◆ **STATED GOAL**
Report how many lines hold the word "full"; answer with the number alone.

◆ **MATERIAL**

· · · ·

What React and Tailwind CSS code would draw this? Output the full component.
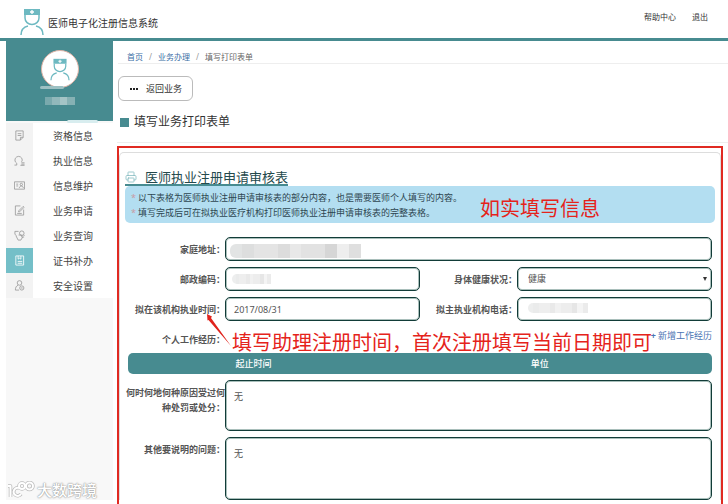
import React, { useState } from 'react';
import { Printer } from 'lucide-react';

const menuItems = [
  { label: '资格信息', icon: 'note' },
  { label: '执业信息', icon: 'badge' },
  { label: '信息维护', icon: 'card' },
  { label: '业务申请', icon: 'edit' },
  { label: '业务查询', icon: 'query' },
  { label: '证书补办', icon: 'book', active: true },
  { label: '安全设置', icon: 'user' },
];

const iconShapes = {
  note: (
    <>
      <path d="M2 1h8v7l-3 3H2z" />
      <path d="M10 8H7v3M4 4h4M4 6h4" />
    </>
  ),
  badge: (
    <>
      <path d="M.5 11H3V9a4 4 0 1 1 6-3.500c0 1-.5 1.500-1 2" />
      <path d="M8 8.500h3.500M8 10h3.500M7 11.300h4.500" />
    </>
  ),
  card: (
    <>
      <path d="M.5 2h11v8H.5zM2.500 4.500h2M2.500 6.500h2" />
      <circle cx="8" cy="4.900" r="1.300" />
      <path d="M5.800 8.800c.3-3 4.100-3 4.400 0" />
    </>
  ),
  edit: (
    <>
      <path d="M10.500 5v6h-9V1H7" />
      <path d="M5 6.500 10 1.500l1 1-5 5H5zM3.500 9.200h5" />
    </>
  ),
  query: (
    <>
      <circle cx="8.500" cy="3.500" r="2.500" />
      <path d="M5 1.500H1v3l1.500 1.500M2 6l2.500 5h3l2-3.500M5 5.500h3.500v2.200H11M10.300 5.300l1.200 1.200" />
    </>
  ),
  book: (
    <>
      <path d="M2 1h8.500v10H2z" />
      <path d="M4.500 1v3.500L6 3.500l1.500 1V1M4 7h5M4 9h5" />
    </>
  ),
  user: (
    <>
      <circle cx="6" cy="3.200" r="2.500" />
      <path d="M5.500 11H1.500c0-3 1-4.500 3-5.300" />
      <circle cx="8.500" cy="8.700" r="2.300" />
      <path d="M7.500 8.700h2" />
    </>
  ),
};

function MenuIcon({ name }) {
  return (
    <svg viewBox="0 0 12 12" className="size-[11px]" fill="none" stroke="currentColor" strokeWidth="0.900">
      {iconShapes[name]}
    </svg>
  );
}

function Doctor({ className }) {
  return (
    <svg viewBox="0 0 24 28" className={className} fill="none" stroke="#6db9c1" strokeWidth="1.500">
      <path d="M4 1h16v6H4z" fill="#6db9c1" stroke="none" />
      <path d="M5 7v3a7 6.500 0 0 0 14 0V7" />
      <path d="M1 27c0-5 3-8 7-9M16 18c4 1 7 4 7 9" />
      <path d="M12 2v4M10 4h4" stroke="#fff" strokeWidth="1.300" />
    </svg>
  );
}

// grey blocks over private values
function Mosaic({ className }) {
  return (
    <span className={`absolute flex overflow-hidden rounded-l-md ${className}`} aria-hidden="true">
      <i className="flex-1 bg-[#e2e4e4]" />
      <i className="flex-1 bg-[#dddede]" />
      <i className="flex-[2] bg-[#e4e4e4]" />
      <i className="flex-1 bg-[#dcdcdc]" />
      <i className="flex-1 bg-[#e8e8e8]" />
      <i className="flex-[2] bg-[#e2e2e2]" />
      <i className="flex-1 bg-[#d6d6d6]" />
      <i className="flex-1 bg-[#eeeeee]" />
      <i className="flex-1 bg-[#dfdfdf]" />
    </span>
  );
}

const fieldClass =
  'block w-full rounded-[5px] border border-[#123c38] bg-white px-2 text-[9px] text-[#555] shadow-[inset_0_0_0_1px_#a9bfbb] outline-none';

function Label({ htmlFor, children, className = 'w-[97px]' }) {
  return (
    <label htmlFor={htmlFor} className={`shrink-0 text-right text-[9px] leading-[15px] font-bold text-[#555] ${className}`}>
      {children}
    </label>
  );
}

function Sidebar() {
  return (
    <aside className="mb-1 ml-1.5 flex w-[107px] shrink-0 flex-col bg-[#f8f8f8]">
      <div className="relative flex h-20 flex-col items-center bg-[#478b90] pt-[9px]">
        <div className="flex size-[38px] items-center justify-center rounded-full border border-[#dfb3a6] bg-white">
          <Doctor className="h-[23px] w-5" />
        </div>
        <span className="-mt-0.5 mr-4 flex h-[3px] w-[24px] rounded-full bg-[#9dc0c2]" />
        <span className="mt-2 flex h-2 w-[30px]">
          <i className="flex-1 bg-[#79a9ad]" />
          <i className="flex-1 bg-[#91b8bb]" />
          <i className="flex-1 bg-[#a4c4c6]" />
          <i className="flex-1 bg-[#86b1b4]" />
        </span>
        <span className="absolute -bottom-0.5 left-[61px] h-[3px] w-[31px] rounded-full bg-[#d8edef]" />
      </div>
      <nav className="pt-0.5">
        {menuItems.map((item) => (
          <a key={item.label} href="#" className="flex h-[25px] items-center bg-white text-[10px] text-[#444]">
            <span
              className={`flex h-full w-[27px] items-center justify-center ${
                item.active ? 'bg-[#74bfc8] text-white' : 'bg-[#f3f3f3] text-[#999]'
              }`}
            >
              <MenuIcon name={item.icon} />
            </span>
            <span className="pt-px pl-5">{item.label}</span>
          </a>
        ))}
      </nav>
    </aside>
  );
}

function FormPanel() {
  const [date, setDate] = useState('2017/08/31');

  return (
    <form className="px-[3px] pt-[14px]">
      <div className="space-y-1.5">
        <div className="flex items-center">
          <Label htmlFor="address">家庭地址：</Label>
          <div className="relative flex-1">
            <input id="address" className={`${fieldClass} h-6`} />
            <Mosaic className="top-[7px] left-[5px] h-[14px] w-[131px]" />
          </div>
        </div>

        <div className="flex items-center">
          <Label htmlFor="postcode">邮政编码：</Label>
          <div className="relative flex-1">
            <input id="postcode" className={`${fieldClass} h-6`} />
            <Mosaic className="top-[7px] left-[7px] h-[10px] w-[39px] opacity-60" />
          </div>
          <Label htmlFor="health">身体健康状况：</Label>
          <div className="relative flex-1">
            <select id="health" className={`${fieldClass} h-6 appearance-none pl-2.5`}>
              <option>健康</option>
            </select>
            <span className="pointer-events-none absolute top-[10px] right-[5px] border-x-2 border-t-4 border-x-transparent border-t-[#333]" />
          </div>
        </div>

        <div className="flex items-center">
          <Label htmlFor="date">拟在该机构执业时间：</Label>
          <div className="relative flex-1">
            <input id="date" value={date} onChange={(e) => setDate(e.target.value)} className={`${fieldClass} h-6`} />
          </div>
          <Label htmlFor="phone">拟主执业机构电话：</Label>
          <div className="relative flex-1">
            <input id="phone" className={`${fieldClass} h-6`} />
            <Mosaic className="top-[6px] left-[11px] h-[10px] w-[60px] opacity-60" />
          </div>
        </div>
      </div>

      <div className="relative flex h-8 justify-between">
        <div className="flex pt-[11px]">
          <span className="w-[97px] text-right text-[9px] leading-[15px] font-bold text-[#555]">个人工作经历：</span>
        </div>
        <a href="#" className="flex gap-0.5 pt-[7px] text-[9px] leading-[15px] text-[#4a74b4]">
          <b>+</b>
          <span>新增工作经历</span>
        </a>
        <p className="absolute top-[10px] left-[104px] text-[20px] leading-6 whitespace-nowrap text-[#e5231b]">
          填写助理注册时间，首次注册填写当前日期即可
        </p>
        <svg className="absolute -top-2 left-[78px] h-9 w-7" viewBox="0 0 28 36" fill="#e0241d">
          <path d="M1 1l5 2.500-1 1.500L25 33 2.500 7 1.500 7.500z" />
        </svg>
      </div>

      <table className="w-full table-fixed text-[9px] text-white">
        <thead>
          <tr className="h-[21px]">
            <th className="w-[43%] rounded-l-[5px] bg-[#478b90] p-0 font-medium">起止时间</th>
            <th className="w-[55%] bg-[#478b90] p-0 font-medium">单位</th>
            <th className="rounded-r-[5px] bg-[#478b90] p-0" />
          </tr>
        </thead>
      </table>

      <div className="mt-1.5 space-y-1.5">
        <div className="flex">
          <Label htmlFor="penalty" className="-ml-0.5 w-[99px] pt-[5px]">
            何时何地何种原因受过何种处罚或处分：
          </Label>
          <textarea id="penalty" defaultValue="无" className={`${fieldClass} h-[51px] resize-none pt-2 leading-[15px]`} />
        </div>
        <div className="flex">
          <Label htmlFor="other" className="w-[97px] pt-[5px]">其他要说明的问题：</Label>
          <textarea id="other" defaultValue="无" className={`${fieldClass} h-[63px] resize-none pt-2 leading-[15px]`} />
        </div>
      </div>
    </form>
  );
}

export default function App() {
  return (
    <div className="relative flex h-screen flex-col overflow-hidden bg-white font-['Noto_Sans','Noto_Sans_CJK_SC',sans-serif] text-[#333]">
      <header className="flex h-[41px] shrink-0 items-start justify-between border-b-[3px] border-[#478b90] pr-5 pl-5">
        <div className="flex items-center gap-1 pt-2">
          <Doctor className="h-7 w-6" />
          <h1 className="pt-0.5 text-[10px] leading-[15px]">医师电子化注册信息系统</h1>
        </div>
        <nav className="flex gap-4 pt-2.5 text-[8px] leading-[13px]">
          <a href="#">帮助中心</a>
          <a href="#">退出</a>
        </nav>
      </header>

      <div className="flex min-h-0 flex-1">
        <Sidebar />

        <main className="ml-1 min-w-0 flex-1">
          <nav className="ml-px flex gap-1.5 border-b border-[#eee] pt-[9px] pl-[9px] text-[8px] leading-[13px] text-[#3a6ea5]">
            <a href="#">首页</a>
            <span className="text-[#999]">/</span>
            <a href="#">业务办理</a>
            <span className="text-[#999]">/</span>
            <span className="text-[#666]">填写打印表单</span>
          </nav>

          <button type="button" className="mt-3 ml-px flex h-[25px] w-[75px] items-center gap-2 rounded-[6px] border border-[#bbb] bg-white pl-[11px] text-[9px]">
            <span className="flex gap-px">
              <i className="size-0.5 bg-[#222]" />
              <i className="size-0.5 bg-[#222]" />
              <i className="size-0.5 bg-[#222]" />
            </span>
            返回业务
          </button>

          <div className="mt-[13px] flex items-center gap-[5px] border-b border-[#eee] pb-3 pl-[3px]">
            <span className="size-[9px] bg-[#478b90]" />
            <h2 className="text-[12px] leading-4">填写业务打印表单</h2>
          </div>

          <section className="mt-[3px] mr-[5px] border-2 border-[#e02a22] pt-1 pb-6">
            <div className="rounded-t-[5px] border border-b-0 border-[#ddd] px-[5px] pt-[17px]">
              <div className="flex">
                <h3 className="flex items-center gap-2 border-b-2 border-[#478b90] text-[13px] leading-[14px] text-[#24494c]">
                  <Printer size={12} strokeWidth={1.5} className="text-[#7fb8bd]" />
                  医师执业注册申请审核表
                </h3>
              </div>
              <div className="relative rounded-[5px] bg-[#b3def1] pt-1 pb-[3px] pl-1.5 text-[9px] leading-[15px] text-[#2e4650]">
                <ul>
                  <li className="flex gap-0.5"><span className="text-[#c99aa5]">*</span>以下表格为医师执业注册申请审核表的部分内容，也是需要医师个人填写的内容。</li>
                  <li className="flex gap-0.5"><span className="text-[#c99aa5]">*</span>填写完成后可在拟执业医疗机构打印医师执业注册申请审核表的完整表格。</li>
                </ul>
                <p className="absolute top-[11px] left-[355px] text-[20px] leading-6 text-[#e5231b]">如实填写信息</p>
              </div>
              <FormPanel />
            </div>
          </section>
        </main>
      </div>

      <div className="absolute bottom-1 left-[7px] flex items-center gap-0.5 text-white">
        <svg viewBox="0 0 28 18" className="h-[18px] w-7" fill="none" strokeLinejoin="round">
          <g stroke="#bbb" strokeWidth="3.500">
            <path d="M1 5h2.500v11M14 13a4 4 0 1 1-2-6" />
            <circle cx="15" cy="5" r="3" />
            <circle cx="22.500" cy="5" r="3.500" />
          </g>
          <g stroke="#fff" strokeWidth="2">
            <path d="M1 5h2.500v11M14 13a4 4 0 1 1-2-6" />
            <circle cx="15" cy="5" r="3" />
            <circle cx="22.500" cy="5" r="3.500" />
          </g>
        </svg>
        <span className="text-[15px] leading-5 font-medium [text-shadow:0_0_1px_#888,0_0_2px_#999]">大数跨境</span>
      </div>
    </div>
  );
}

· · · ·

◆ **EXPECTED ANSWER**
7